Go through the data and copy every line exactly, but not the images.

-- start of Provided material --

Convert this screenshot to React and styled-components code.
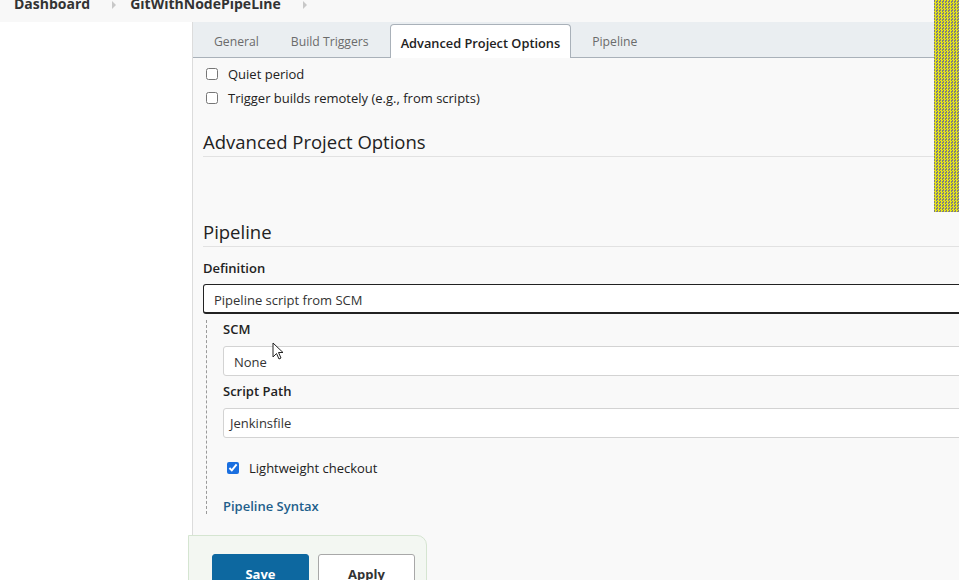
import React from "react";
import styled, { createGlobalStyle } from "styled-components";

const GlobalStyle = createGlobalStyle`
  html, body {
    margin: 0;
    padding: 0;
    overflow: hidden;
  }
  body {
    font-family: "Open Sans", "Noto Sans", "Liberation Sans", sans-serif;
    color: #333;
    background: #fff;
  }
`;

const Page = styled.div`
  position: relative;
  width: 959px;
  height: 580px;
  overflow: hidden;
  display: flex;
  flex-flow: column nowrap;
`;

const Breadcrumbs = styled.nav`
  flex: 0 0 22px;
  background: #f8f8f8;
  padding-left: 14px;
  display: flex;
  align-items: flex-start;
  overflow: hidden;
`;

const Crumb = styled.span`
  font-size: 14px;
  font-weight: 700;
  color: #333;
  line-height: 20px;
  margin-top: -6px;
`;

const Sep = styled.span`
  width: 0;
  height: 0;
  margin: 1px 14px 0 22px;
  border-top: 4px solid transparent;
  border-bottom: 4px solid transparent;
  border-left: 4px solid #c8c8c8;
`;

const Body = styled.div`
  flex: 1 1 auto;
  display: flex;
`;

const Sidebar = styled.aside`
  flex: 0 0 192px;
  background: #fff;
  border-right: 1px solid #dcdcdc;
`;

const Main = styled.main`
  flex: 1 1 auto;
  min-width: 0;
  background: #f9f9f9;
  display: flex;
  flex-flow: column nowrap;
`;

const Tabs = styled.div`
  height: 35px;
  background: #eaeef1;
  border-bottom: 1px solid #a9b1b9;
  padding-left: 10px;
  display: flex;
  align-items: flex-end;
  gap: 10px;
`;

const Tab = styled.div`
  box-sizing: border-box;
  height: ${(p) => (p.$active ? "34px" : "35px")};
  padding: 2px 10px 0;
  display: flex;
  align-items: center;
  font-size: ${(p) => (p.$active ? "12.8px" : "12.2px")};
  font-weight: ${(p) => (p.$active ? 600 : 400)};
  color: ${(p) => (p.$active ? "#222" : "#6b6b6b")};
  background: ${(p) => (p.$active ? "#fff" : "transparent")};
  border: ${(p) => (p.$active ? "1px solid #a9b1b9" : "1px solid transparent")};
  border-bottom: none;
  border-radius: 4px 4px 0 0;
  margin-bottom: ${(p) => (p.$active ? "-1px" : "0")};
`;

const Content = styled.div`
  padding: 4px 0 0 10px;
  margin-right: -40px;
`;

const CheckRow = styled.label`
  display: flex;
  align-items: center;
  height: 24px;
  padding-left: ${(p) => p.$indent || 3}px;
  margin-top: ${(p) => p.$top || 0}px;
  font-size: 13px;
  color: #222;
`;

const Check = styled.input.attrs({ type: "checkbox" })`
  width: 12px;
  height: 12px;
  margin: 0 10px 0 0;
  accent-color: #1a6fe0;
`;

const SectionTitle = styled.h2`
  margin: ${(p) => p.$top}px 0 0;
  font-size: 18.5px;
  font-weight: 400;
  color: #222;
  line-height: 26px;
  padding-bottom: 1px;
  border-bottom: 1px solid #e2e2e2;
`;

const FieldLabel = styled.div`
  font-size: 13px;
  font-weight: 600;
  color: #222;
  line-height: 18px;
  margin: ${(p) => p.$top}px 0 ${(p) => p.$bottom}px;
`;

const Select = styled.div`
  height: 30px;
  box-sizing: border-box;
  display: flex;
  align-items: center;
  padding: 2px 0 0 10px;
  background: #fff;
  border: 1px solid ${(p) => (p.$focused ? "#222" : "#d3d3d3")};
  border-width: ${(p) => (p.$focused ? "1px 1px 2px" : "1px")};
  border-radius: 3px;
  font-size: 13px;
  color: #333;
`;

const TextInput = styled.div`
  height: 30px;
  box-sizing: border-box;
  display: flex;
  align-items: center;
  padding-left: 6px;
  background: #fff;
  border: 1px solid #d3d3d3;
  border-radius: 3px;
  font-size: 13px;
  color: #333;
`;

const Nested = styled.div`
  margin: 6px 0 0 3px;
  padding: 0 0 0 16px;
  border-left: 1px dashed #9a9a9a;
`;

const Link = styled.a`
  display: block;
  margin-top: 18px;
  font-size: 13px;
  font-weight: 600;
  color: #1f5f8b;
  text-decoration: none;
  line-height: 16px;
`;

const BottomBar = styled.div`
  position: absolute;
  left: 188px;
  top: 535px;
  width: 239px;
  height: 60px;
  box-sizing: border-box;
  background: #f3f7f2;
  border: 1px solid #d5e5d1;
  border-radius: 0 10px 0 0;
  padding: 18px 0 0 23px;
  display: flex;
  gap: 9px;
`;

const Button = styled.button`
  width: 97px;
  height: 34px;
  border-radius: 3px;
  font-family: inherit;
  font-size: 13px;
  font-weight: 700;
  padding: 5px 0 0;
  background: ${(p) => (p.$primary ? "#0d68a0" : "#fff")};
  color: ${(p) => (p.$primary ? "#fff" : "#333")};
  border: ${(p) => (p.$primary ? "1px solid #0d68a0" : "1px solid #a8a8a8")};
`;

const Stripe = styled.div`
  position: absolute;
  right: 0;
  top: 0;
  width: 25px;
  height: 212px;
  background-color: #7d7d6a;
  background-image: repeating-conic-gradient(#e6e61a 0 25%, #7f7f7f 0 50%);
  background-size: 3px 3px;
`;

const Cursor = styled.svg`
  position: absolute;
  left: 272px;
  top: 342px;
`;

export default function App() {
  return (
    <Page>
      <GlobalStyle />
      <Breadcrumbs>
        <Crumb>Dashboard</Crumb>
        <Sep />
        <Crumb>GitWithNodePipeLine</Crumb>
        <Sep />
      </Breadcrumbs>
      <Body>
        <Sidebar />
        <Main>
          <Tabs>
            <Tab>General</Tab>
            <Tab>Build Triggers</Tab>
            <Tab $active>Advanced Project Options</Tab>
            <Tab>Pipeline</Tab>
          </Tabs>
          <Content>
            <CheckRow>
              <Check />
              Quiet period
            </CheckRow>
            <CheckRow>
              <Check />
              Trigger builds remotely (e.g., from scripts)
            </CheckRow>
            <SectionTitle $top={19}>Advanced Project Options</SectionTitle>
            <SectionTitle $top={62}>Pipeline</SectionTitle>
            <FieldLabel $top={12} $bottom={7}>Definition</FieldLabel>
            <Select $focused>Pipeline script from SCM</Select>
            <Nested>
              <FieldLabel $top={0} $bottom={8}>SCM</FieldLabel>
              <Select>None</Select>
              <FieldLabel $top={6} $bottom={8}>Script Path</FieldLabel>
              <TextInput>Jenkinsfile</TextInput>
              <CheckRow $indent={4} $top={18}>
                <Check defaultChecked />
                Lightweight checkout
              </CheckRow>
              <Link href="#">Pipeline Syntax</Link>
            </Nested>
          </Content>
        </Main>
      </Body>
      <BottomBar>
        <Button $primary>Save</Button>
        <Button>Apply</Button>
      </BottomBar>
      <Stripe />
      <Cursor width="12" height="19" viewBox="0 0 12 19">
        <path d="M1 1 L1 15 L4.5 11.5 L7 17 L9 16 L6.5 10.5 L11 10.5 Z" fill="#fff" stroke="#222" strokeWidth="1" />
      </Cursor>
    </Page>
  );
}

-- end of Provided material --

- **Exercise solution**:
Convert this screenshot to React and styled-components code.
import React from "react";
import styled, { createGlobalStyle } from "styled-components";

const GlobalStyle = createGlobalStyle`
  html, body {
    margin: 0;
    padding: 0;
    overflow: hidden;
  }
  body {
    font-family: "Open Sans", "Noto Sans", "Liberation Sans", sans-serif;
    color: #333;
    background: #fff;
  }
`;

const Page = styled.div`
  position: relative;
  width: 959px;
  height: 580px;
  overflow: hidden;
  display: flex;
  flex-flow: column nowrap;
`;

const Breadcrumbs = styled.nav`
  flex: 0 0 22px;
  background: #f8f8f8;
  padding-left: 14px;
  display: flex;
  align-items: flex-start;
  overflow: hidden;
`;

const Crumb = styled.span`
  font-size: 14px;
  font-weight: 700;
  color: #333;
  line-height: 20px;
  margin-top: -6px;
`;

const Sep = styled.span`
  width: 0;
  height: 0;
  margin: 1px 14px 0 22px;
  border-top: 4px solid transparent;
  border-bottom: 4px solid transparent;
  border-left: 4px solid #c8c8c8;
`;

const Body = styled.div`
  flex: 1 1 auto;
  display: flex;
`;

const Sidebar = styled.aside`
  flex: 0 0 192px;
  background: #fff;
  border-right: 1px solid #dcdcdc;
`;

const Main = styled.main`
  flex: 1 1 auto;
  min-width: 0;
  background: #f9f9f9;
  display: flex;
  flex-flow: column nowrap;
`;

const Tabs = styled.div`
  height: 35px;
  background: #eaeef1;
  border-bottom: 1px solid #a9b1b9;
  padding-left: 10px;
  display: flex;
  align-items: flex-end;
  gap: 10px;
`;

const Tab = styled.div`
  box-sizing: border-box;
  height: ${(p) => (p.$active ? "34px" : "35px")};
  padding: 2px 10px 0;
  display: flex;
  align-items: center;
  font-size: ${(p) => (p.$active ? "12.8px" : "12.2px")};
  font-weight: ${(p) => (p.$active ? 600 : 400)};
  color: ${(p) => (p.$active ? "#222" : "#6b6b6b")};
  background: ${(p) => (p.$active ? "#fff" : "transparent")};
  border: ${(p) => (p.$active ? "1px solid #a9b1b9" : "1px solid transparent")};
  border-bottom: none;
  border-radius: 4px 4px 0 0;
  margin-bottom: ${(p) => (p.$active ? "-1px" : "0")};
`;

const Content = styled.div`
  padding: 4px 0 0 10px;
  margin-right: -40px;
`;

const CheckRow = styled.label`
  display: flex;
  align-items: center;
  height: 24px;
  padding-left: ${(p) => p.$indent || 3}px;
  margin-top: ${(p) => p.$top || 0}px;
  font-size: 13px;
  color: #222;
`;

const Check = styled.input.attrs({ type: "checkbox" })`
  width: 12px;
  height: 12px;
  margin: 0 10px 0 0;
  accent-color: #1a6fe0;
`;

const SectionTitle = styled.h2`
  margin: ${(p) => p.$top}px 0 0;
  font-size: 18.5px;
  font-weight: 400;
  color: #222;
  line-height: 26px;
  padding-bottom: 1px;
  border-bottom: 1px solid #e2e2e2;
`;

const FieldLabel = styled.div`
  font-size: 13px;
  font-weight: 600;
  color: #222;
  line-height: 18px;
  margin: ${(p) => p.$top}px 0 ${(p) => p.$bottom}px;
`;

const Select = styled.div`
  height: 30px;
  box-sizing: border-box;
  display: flex;
  align-items: center;
  padding: 2px 0 0 10px;
  background: #fff;
  border: 1px solid ${(p) => (p.$focused ? "#222" : "#d3d3d3")};
  border-width: ${(p) => (p.$focused ? "1px 1px 2px" : "1px")};
  border-radius: 3px;
  font-size: 13px;
  color: #333;
`;

const TextInput = styled.div`
  height: 30px;
  box-sizing: border-box;
  display: flex;
  align-items: center;
  padding-left: 6px;
  background: #fff;
  border: 1px solid #d3d3d3;
  border-radius: 3px;
  font-size: 13px;
  color: #333;
`;

const Nested = styled.div`
  margin: 6px 0 0 3px;
  padding: 0 0 0 16px;
  border-left: 1px dashed #9a9a9a;
`;

const Link = styled.a`
  display: block;
  margin-top: 18px;
  font-size: 13px;
  font-weight: 600;
  color: #1f5f8b;
  text-decoration: none;
  line-height: 16px;
`;

const BottomBar = styled.div`
  position: absolute;
  left: 188px;
  top: 535px;
  width: 239px;
  height: 60px;
  box-sizing: border-box;
  background: #f3f7f2;
  border: 1px solid #d5e5d1;
  border-radius: 0 10px 0 0;
  padding: 18px 0 0 23px;
  display: flex;
  gap: 9px;
`;

const Button = styled.button`
  width: 97px;
  height: 34px;
  border-radius: 3px;
  font-family: inherit;
  font-size: 13px;
  font-weight: 700;
  padding: 5px 0 0;
  background: ${(p) => (p.$primary ? "#0d68a0" : "#fff")};
  color: ${(p) => (p.$primary ? "#fff" : "#333")};
  border: ${(p) => (p.$primary ? "1px solid #0d68a0" : "1px solid #a8a8a8")};
`;

const Stripe = styled.div`
  position: absolute;
  right: 0;
  top: 0;
  width: 25px;
  height: 212px;
  background-color: #7d7d6a;
  background-image: repeating-conic-gradient(#e6e61a 0 25%, #7f7f7f 0 50%);
  background-size: 3px 3px;
`;

const Cursor = styled.svg`
  position: absolute;
  left: 272px;
  top: 342px;
`;

export default function App() {
  return (
    <Page>
      <GlobalStyle />
      <Breadcrumbs>
        <Crumb>Dashboard</Crumb>
        <Sep />
        <Crumb>GitWithNodePipeLine</Crumb>
        <Sep />
      </Breadcrumbs>
      <Body>
        <Sidebar />
        <Main>
          <Tabs>
            <Tab>General</Tab>
            <Tab>Build Triggers</Tab>
            <Tab $active>Advanced Project Options</Tab>
            <Tab>Pipeline</Tab>
          </Tabs>
          <Content>
            <CheckRow>
              <Check />
              Quiet period
            </CheckRow>
            <CheckRow>
              <Check />
              Trigger builds remotely (e.g., from scripts)
            </CheckRow>
            <SectionTitle $top={19}>Advanced Project Options</SectionTitle>
            <SectionTitle $top={62}>Pipeline</SectionTitle>
            <FieldLabel $top={12} $bottom={7}>Definition</FieldLabel>
            <Select $focused>Pipeline script from SCM</Select>
            <Nested>
              <FieldLabel $top={0} $bottom={8}>SCM</FieldLabel>
              <Select>None</Select>
              <FieldLabel $top={6} $bottom={8}>Script Path</FieldLabel>
              <TextInput>Jenkinsfile</TextInput>
              <CheckRow $indent={4} $top={18}>
                <Check defaultChecked />
                Lightweight checkout
              </CheckRow>
              <Link href="#">Pipeline Syntax</Link>
            </Nested>
          </Content>
        </Main>
      </Body>
      <BottomBar>
        <Button $primary>Save</Button>
        <Button>Apply</Button>
      </BottomBar>
      <Stripe />
      <Cursor width="12" height="19" viewBox="0 0 12 19">
        <path d="M1 1 L1 15 L4.5 11.5 L7 17 L9 16 L6.5 10.5 L11 10.5 Z" fill="#fff" stroke="#222" strokeWidth="1" />
      </Cursor>
    </Page>
  );
}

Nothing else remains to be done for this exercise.